- Problem description: Skip the pictures. Reproduce all other material exactly.

- Dataset extract:
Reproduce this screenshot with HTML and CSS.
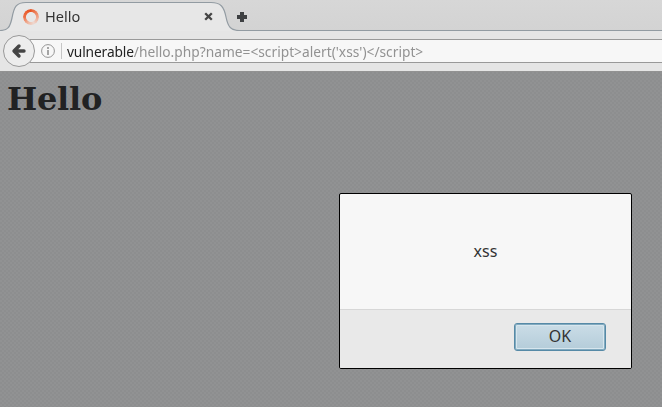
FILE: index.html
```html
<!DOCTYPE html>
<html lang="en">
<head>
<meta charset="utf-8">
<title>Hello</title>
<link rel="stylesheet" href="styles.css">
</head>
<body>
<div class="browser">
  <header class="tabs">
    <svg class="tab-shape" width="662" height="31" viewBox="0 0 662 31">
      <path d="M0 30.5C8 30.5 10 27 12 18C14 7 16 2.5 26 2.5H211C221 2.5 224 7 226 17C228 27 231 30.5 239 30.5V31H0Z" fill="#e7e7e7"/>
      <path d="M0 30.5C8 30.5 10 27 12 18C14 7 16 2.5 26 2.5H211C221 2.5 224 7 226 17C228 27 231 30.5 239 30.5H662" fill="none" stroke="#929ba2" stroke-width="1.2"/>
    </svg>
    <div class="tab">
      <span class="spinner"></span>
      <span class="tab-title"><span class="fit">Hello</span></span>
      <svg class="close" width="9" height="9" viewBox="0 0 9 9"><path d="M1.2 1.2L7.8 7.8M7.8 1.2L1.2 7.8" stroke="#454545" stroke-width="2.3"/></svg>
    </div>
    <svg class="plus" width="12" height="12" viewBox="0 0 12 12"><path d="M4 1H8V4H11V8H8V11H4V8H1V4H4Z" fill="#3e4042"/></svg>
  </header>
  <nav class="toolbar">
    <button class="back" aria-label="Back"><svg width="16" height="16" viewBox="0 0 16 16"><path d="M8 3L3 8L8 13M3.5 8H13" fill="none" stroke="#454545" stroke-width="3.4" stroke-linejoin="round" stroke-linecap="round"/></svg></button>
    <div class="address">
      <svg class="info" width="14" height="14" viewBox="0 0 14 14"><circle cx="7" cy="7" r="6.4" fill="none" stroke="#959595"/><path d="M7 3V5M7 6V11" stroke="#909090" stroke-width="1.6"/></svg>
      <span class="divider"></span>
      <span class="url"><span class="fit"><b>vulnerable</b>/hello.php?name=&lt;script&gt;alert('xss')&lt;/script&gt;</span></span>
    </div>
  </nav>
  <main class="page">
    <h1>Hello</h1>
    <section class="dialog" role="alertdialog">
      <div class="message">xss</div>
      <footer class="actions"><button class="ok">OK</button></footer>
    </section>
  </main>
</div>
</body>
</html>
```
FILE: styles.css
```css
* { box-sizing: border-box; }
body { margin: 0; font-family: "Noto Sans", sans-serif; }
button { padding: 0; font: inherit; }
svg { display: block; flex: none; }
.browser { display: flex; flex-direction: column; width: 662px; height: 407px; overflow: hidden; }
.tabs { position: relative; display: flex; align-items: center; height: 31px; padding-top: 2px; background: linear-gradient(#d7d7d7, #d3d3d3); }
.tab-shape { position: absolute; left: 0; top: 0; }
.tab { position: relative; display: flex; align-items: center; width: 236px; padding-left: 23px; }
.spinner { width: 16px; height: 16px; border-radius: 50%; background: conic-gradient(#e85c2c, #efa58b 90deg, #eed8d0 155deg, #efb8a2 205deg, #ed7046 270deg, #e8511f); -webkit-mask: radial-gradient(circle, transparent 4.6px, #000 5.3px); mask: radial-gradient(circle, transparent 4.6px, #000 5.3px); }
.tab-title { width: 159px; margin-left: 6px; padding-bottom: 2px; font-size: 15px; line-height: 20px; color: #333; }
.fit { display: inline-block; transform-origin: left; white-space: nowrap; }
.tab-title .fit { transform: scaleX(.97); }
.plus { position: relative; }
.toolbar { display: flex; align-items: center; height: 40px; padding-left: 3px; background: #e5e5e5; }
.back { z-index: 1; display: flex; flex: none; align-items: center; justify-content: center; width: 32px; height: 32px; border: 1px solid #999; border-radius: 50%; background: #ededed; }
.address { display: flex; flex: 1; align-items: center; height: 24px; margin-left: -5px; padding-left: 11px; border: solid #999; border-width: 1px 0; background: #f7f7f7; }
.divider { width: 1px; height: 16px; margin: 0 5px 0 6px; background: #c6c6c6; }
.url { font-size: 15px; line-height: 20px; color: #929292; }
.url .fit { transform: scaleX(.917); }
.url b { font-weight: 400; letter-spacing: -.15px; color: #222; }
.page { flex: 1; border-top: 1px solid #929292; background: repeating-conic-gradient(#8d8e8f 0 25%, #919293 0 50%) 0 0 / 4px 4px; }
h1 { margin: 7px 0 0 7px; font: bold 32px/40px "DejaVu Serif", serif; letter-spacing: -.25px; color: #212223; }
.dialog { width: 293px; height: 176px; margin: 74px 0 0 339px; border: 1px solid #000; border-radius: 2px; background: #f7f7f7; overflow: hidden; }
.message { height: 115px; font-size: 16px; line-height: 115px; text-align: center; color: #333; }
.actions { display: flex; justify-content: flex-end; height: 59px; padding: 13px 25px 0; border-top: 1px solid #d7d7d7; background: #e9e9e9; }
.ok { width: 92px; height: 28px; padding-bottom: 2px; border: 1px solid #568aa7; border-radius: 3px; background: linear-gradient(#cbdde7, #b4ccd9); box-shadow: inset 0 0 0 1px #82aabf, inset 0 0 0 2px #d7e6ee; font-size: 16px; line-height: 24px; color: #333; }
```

- Solution for this problem:
Reproduce this screenshot with HTML and CSS.
FILE: index.html
```html
<!DOCTYPE html>
<html lang="en">
<head>
<meta charset="utf-8">
<title>Hello</title>
<link rel="stylesheet" href="styles.css">
</head>
<body>
<div class="browser">
  <header class="tabs">
    <svg class="tab-shape" width="662" height="31" viewBox="0 0 662 31">
      <path d="M0 30.5C8 30.5 10 27 12 18C14 7 16 2.5 26 2.5H211C221 2.5 224 7 226 17C228 27 231 30.5 239 30.5V31H0Z" fill="#e7e7e7"/>
      <path d="M0 30.5C8 30.5 10 27 12 18C14 7 16 2.5 26 2.5H211C221 2.5 224 7 226 17C228 27 231 30.5 239 30.5H662" fill="none" stroke="#929ba2" stroke-width="1.2"/>
    </svg>
    <div class="tab">
      <span class="spinner"></span>
      <span class="tab-title"><span class="fit">Hello</span></span>
      <svg class="close" width="9" height="9" viewBox="0 0 9 9"><path d="M1.2 1.2L7.8 7.8M7.8 1.2L1.2 7.8" stroke="#454545" stroke-width="2.3"/></svg>
    </div>
    <svg class="plus" width="12" height="12" viewBox="0 0 12 12"><path d="M4 1H8V4H11V8H8V11H4V8H1V4H4Z" fill="#3e4042"/></svg>
  </header>
  <nav class="toolbar">
    <button class="back" aria-label="Back"><svg width="16" height="16" viewBox="0 0 16 16"><path d="M8 3L3 8L8 13M3.5 8H13" fill="none" stroke="#454545" stroke-width="3.4" stroke-linejoin="round" stroke-linecap="round"/></svg></button>
    <div class="address">
      <svg class="info" width="14" height="14" viewBox="0 0 14 14"><circle cx="7" cy="7" r="6.4" fill="none" stroke="#959595"/><path d="M7 3V5M7 6V11" stroke="#909090" stroke-width="1.6"/></svg>
      <span class="divider"></span>
      <span class="url"><span class="fit"><b>vulnerable</b>/hello.php?name=&lt;script&gt;alert('xss')&lt;/script&gt;</span></span>
    </div>
  </nav>
  <main class="page">
    <h1>Hello</h1>
    <section class="dialog" role="alertdialog">
      <div class="message">xss</div>
      <footer class="actions"><button class="ok">OK</button></footer>
    </section>
  </main>
</div>
</body>
</html>
```
FILE: styles.css
```css
* { box-sizing: border-box; }
body { margin: 0; font-family: "Noto Sans", sans-serif; }
button { padding: 0; font: inherit; }
svg { display: block; flex: none; }
.browser { display: flex; flex-direction: column; width: 662px; height: 407px; overflow: hidden; }
.tabs { position: relative; display: flex; align-items: center; height: 31px; padding-top: 2px; background: linear-gradient(#d7d7d7, #d3d3d3); }
.tab-shape { position: absolute; left: 0; top: 0; }
.tab { position: relative; display: flex; align-items: center; width: 236px; padding-left: 23px; }
.spinner { width: 16px; height: 16px; border-radius: 50%; background: conic-gradient(#e85c2c, #efa58b 90deg, #eed8d0 155deg, #efb8a2 205deg, #ed7046 270deg, #e8511f); -webkit-mask: radial-gradient(circle, transparent 4.6px, #000 5.3px); mask: radial-gradient(circle, transparent 4.6px, #000 5.3px); }
.tab-title { width: 159px; margin-left: 6px; padding-bottom: 2px; font-size: 15px; line-height: 20px; color: #333; }
.fit { display: inline-block; transform-origin: left; white-space: nowrap; }
.tab-title .fit { transform: scaleX(.97); }
.plus { position: relative; }
.toolbar { display: flex; align-items: center; height: 40px; padding-left: 3px; background: #e5e5e5; }
.back { z-index: 1; display: flex; flex: none; align-items: center; justify-content: center; width: 32px; height: 32px; border: 1px solid #999; border-radius: 50%; background: #ededed; }
.address { display: flex; flex: 1; align-items: center; height: 24px; margin-left: -5px; padding-left: 11px; border: solid #999; border-width: 1px 0; background: #f7f7f7; }
.divider { width: 1px; height: 16px; margin: 0 5px 0 6px; background: #c6c6c6; }
.url { font-size: 15px; line-height: 20px; color: #929292; }
.url .fit { transform: scaleX(.917); }
.url b { font-weight: 400; letter-spacing: -.15px; color: #222; }
.page { flex: 1; border-top: 1px solid #929292; background: repeating-conic-gradient(#8d8e8f 0 25%, #919293 0 50%) 0 0 / 4px 4px; }
h1 { margin: 7px 0 0 7px; font: bold 32px/40px "DejaVu Serif", serif; letter-spacing: -.25px; color: #212223; }
.dialog { width: 293px; height: 176px; margin: 74px 0 0 339px; border: 1px solid #000; border-radius: 2px; background: #f7f7f7; overflow: hidden; }
.message { height: 115px; font-size: 16px; line-height: 115px; text-align: center; color: #333; }
.actions { display: flex; justify-content: flex-end; height: 59px; padding: 13px 25px 0; border-top: 1px solid #d7d7d7; background: #e9e9e9; }
.ok { width: 92px; height: 28px; padding-bottom: 2px; border: 1px solid #568aa7; border-radius: 3px; background: linear-gradient(#cbdde7, #b4ccd9); box-shadow: inset 0 0 0 1px #82aabf, inset 0 0 0 2px #d7e6ee; font-size: 16px; line-height: 24px; color: #333; }
```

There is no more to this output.